On Nov. 17, movie theaters nationwide returned to the world of Panem for the first time since “The Mockingjay Part II” came out in 2015. “The Hunger Games: The Ballad of Songbirds and Snakes” is a film that effortlessly dives back into Panem in a visually stunning and intrinsically intelligent manner.
Taking place 64 years prior to when the first Hunger Games film is set, “The Ballad of Songbirds and Snakes” is based on the novel of the same name by Suzanne Collins and tells the story of the 10th annual Hunger Games, featuring a young Coriolanus Snow pre-presidency and the female tribute from District 12, Lucy Gray Baird.
Lucy Gray Baird (Rachel Zegler) is portrayed in the film as a singer and performer who never felt like she belonged to District 12 and was set up by other people in the district to be reaped. When Lucy Gray is first introduced, she sings a song at the reaping to acknowledge that she was set up and to defy the way in which reaping days are supposed to happen. Her first performance, although slightly out of place within the tone of the reaping day, makes sense for this character, a performer at heart forced into fighting.
Perhaps the most engaging part of the film, however, is the story of a young Coriolanus (Tom Blyth), a tyrannical leader whose early rise into corruption centralizes this film. Blyth’s ability to convey several emotions at once without a word of dialogue introduces us to an almost unrecognizable character compared with the President Snow we are accustomed to from the previous movies.
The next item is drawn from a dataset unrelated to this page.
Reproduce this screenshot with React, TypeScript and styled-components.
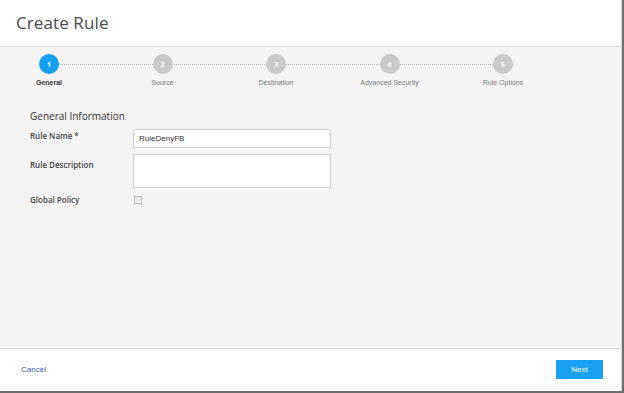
import React from "react";
import styled, { createGlobalStyle } from "styled-components";

const Global = createGlobalStyle`
  html, body { margin: 0; padding: 0; background: #6f6f6f; }
  body { font-family: "Open Sans", "Liberation Sans", Arial, sans-serif; }
  * { box-sizing: border-box; }
`;

const Dialog = styled.div`
  width: 622px;
  height: 391px;
  background: #f4f4f4;
  border-right: 1px solid #dcdcdc;
  display: flex;
  flex-direction: column;
`;

const Header = styled.header`
  height: 47px;
  flex: none;
  background: #fff;
  border-bottom: 1px solid #d9d9d9;
  display: flex;
  align-items: center;
  padding-left: 16px;
  padding-bottom: 2px;
`;

const Title = styled.h1`
  margin: 0;
  font-size: 17px;
  font-weight: 400;
  color: #4a4a4a;
  letter-spacing: 0.1px;
`;

const Body = styled.main`
  flex: 1;
  display: flex;
  flex-direction: column;
`;

const Track = styled.div`
  position: relative;
  display: flex;
  gap: 33.5px;
  padding: 7px 0 0 9px;
  &::before {
    content: "";
    position: absolute;
    left: 49px;
    width: 454px;
    top: 16.5px;
    border-top: 1px dotted #b5b5b5;
  }
`;

const Step = styled.div`
  position: relative;
  width: 80px;
  display: flex;
  flex-direction: column;
  align-items: center;
  gap: 5px;
`;

const Circle = styled.div<{ $active?: boolean }>`
  width: 20px;
  height: 20px;
  border-radius: 50%;
  background: ${(p) => (p.$active ? "#169ff0" : "#c9c9c9")};
  color: #fff;
  font-size: 7px;
  font-weight: 700;
  display: flex;
  align-items: center;
  justify-content: center;
`;

const StepLabel = styled.div<{ $active?: boolean }>`
  font-family: "Liberation Sans", Arial, sans-serif;
  font-size: 7px;
  color: ${(p) => (p.$active ? "#333" : "#777")};
  font-weight: ${(p) => (p.$active ? 700 : 400)};
  white-space: nowrap;
`;

const Form = styled.section`
  padding: 23px 0 0 30px;
  display: flex;
  flex-direction: column;
`;

const SectionTitle = styled.h2`
  margin: 0 0 6px;
  font-size: 10px;
  font-weight: 400;
  color: #333;
`;

const Row = styled.div<{ $h: number; $mb: number }>`
  display: grid;
  grid-template-columns: 103px 198px;
  align-items: start;
  min-height: ${(p) => p.$h}px;
  margin-bottom: ${(p) => p.$mb}px;
`;

const Label = styled.label<{ $pt: number }>`
  font-size: 8px;
  font-weight: 600;
  color: #444;
  padding-top: ${(p) => p.$pt}px;
`;

const Input = styled.div`
  height: 19px;
  background: #fff;
  border: 1px solid #cfcfcf;
  font-family: "Liberation Sans", Arial, sans-serif;
  font-size: 8px;
  color: #333;
  display: flex;
  align-items: center;
  padding-left: 5px;
`;

const TextArea = styled.div`
  height: 34px;
  background: #fff;
  border: 1px solid #cfcfcf;
`;

const Check = styled.div`
  margin: 2px 0 0 1px;
  width: 8px;
  height: 8px;
  border: 1px solid #b9b9b9;
  background: linear-gradient(#e8e8e8, #f7f7f7);
`;

const Footer = styled.footer`
  height: 43px;
  flex: none;
  background: #fff;
  border-top: 1px solid #d9d9d9;
  display: flex;
  align-items: center;
  justify-content: space-between;
  padding: 0 18px 1px 21px;
`;

const Cancel = styled.a`
  font-family: "Liberation Sans", Arial, sans-serif;
  font-size: 8px;
  color: #3b5aa6;
  cursor: pointer;
`;

const NextButton = styled.button`
  width: 47px;
  height: 19px;
  border: none;
  background: #18a1f2;
  color: #fff;
  font-family: "Liberation Sans", Arial, sans-serif;
  font-size: 8px;
  padding: 0;
`;

const steps = ["General", "Source", "Destination", "Advanced Security", "Rule Options"];

export default function App() {
  return (
    <>
      <Global />
      <Dialog>
        <Header>
          <Title>Create Rule</Title>
        </Header>
        <Body>
          <Track>
            {steps.map((s, i) => (
              <Step key={s}>
                <Circle $active={i === 0}>{i + 1}</Circle>
                <StepLabel $active={i === 0}>{s}</StepLabel>
              </Step>
            ))}
          </Track>
          <Form>
            <SectionTitle>General Information</SectionTitle>
            <Row $h={19} $mb={6}>
              <Label $pt={1}>Rule Name *</Label>
              <Input>RuleDenyFB</Input>
            </Row>
            <Row $h={34} $mb={6}>
              <Label $pt={5}>Rule Description</Label>
              <TextArea />
            </Row>
            <Row $h={10} $mb={0}>
              <Label $pt={0}>Global Policy</Label>
              <Check />
            </Row>
          </Form>
        </Body>
        <Footer>
          <Cancel>Cancel</Cancel>
          <NextButton>Next</NextButton>
        </Footer>
      </Dialog>
    </>
  );
}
Difference in age aside, Blyth’s version of Coriolanus Snow has yet to make up his mind as to what kind of person he wants to be. We are given an inside look into how hunger personally affected Snow’s early life and struggles he faced with earning money for his family. The added context of the future president of Panem’s relationship with hunger reveals his later understanding of it as a weapon.
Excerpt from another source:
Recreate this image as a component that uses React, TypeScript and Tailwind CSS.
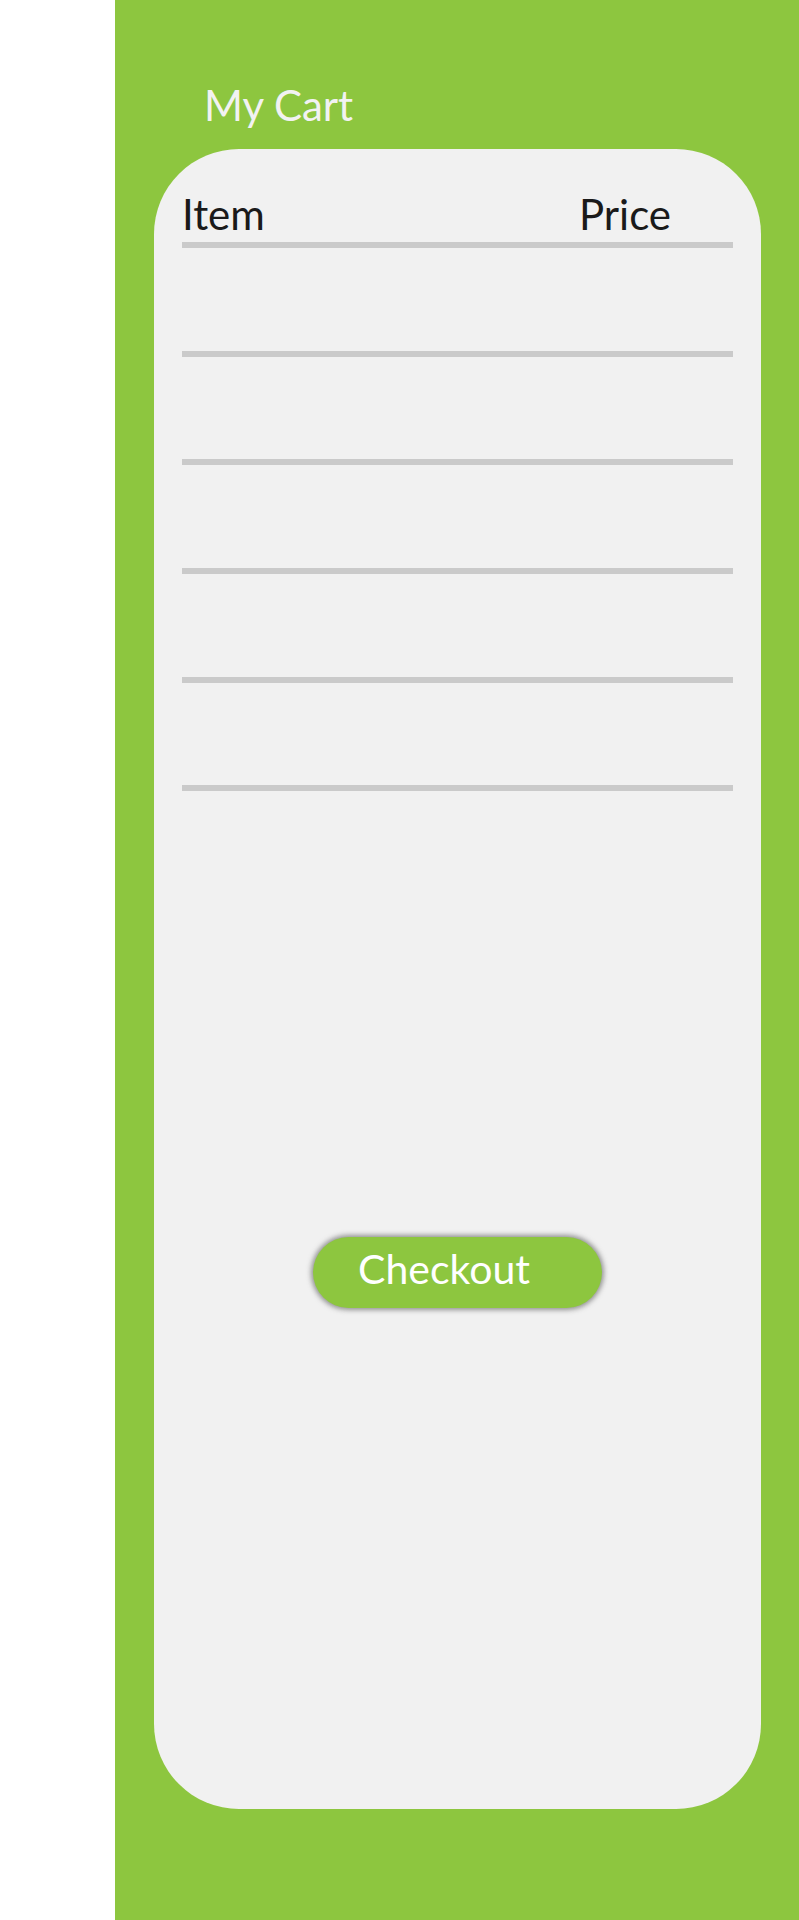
import React from 'react';

const rows = [0, 1, 2, 3, 4];

export default function App() {
  return (
    <div className="flex h-[1920px] w-full bg-white font-['Lato','Open_Sans',sans-serif]">
      <div className="w-[115px] shrink-0 bg-white" />
      <div className="flex flex-1 flex-col bg-[#8dc63f] pt-[84px]">
        <h1 className="ml-[89px] text-[42px] font-normal leading-[42px] text-[#f2f2f2]">
          My Cart
        </h1>

        <div className="mt-[23px] ml-[39px] mr-[38px] flex h-[1660px] flex-col rounded-[85px] bg-[#f1f1f1] px-[28px] pt-[44px]">
          <div className="flex justify-between pr-[62px] text-[42px] font-normal leading-[42px] text-[#1a1a1a]">
            <span>Item</span>
            <span>Price</span>
          </div>
          <div className="mt-[7px] h-[6px] bg-[#cacaca]" />
          {rows.map((r) => (
            <div key={r} className="mt-[102.7px] h-[6px] bg-[#cacaca]" />
          ))}

          <div className="mt-[446px] flex justify-center">
            <button className="flex h-[71px] w-[289px] items-start rounded-full bg-[#8dc63f] pl-[45px] pt-[10.6px] text-[41px] font-normal leading-[41px] text-white shadow-[0_0_5px_2px_rgba(70,70,70,0.55)]">
              Checkout
            </button>
          </div>
        </div>
      </div>
    </div>
  );
}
In a similar fashion to the previous Hunger Games films, this film is based on logic and manipulation, relying on an understanding of the morality of human beings. With costumes that have a vintage feeling to them, and heightened brutality through the “tribute zoo,” this movie does an excellent job of bringing viewers back into the past and making this story feel like the beginning of something greater.
One of the most striking uses of music within this movie was the reintroduction of “The Hanging Tree” and divulgence that Lucy Gray wrote the song that 64 years later would become a song of rebellion. The small variations of melody and tone made sense with the context for the way in which Katniss would have learned the song. It was also a great way to play to the strong suits of Zegler and Jennifer Lawrence’s different performance abilities.
The relationship between Lucy Gray Baird and Coriolanus Snow gives context to the way in which Coriolanus interacts with Katniss Everdeen in the later movies, given how similar the two are in how they interact with the other tributes and their similar will to fight. Small references to Katniss are riddled throughout the film, from similar mannerisms and the infamous bow to a reference of her name. The use of familiar musical themes in the previous films in the background creates a stirring of anxiety and tension within the audience who knows that this is only the beginning of a much bigger story.
Additionally, knowing how hard Coriolanus fought to save Lucy Gray in her games and how infatuated he became with her, it is easier to understand how in the later games he became bitter and almost anti-romantic in nature. And why he famously says to Seneca Crane in “The Hunger Games” that he does not like an underdog; Lucy Gray was that underdog.
There is a level of perceived innocence within Blyth’s performance of Coriolanus Snow that makes it almost impossible to connect the character with the more familiar older version of himself. Throughout the movie, Coriolanus Snow is constantly presented with choices, led by mentors and people who want him to choose one side. So when it is made abundantly clear toward the end of the movie that the choice of kindness and compassion was never one he was going to make, there is an eerie kind of disappointment.
Toward the end of the film, Lucy Gray realizes Coriolanus Snow is never going to make the choice to be good in his world where interest outweighs innocence. True to the way in which Suzanne Collins ends the novel, “The Ballad of Songbirds and Snakes” ends with an open-ended question about Lucy Gray’s fate, leaving many fans wondering and trying to grasp where the infamous songbird went, if she really did survive the arena that no one ever leaves.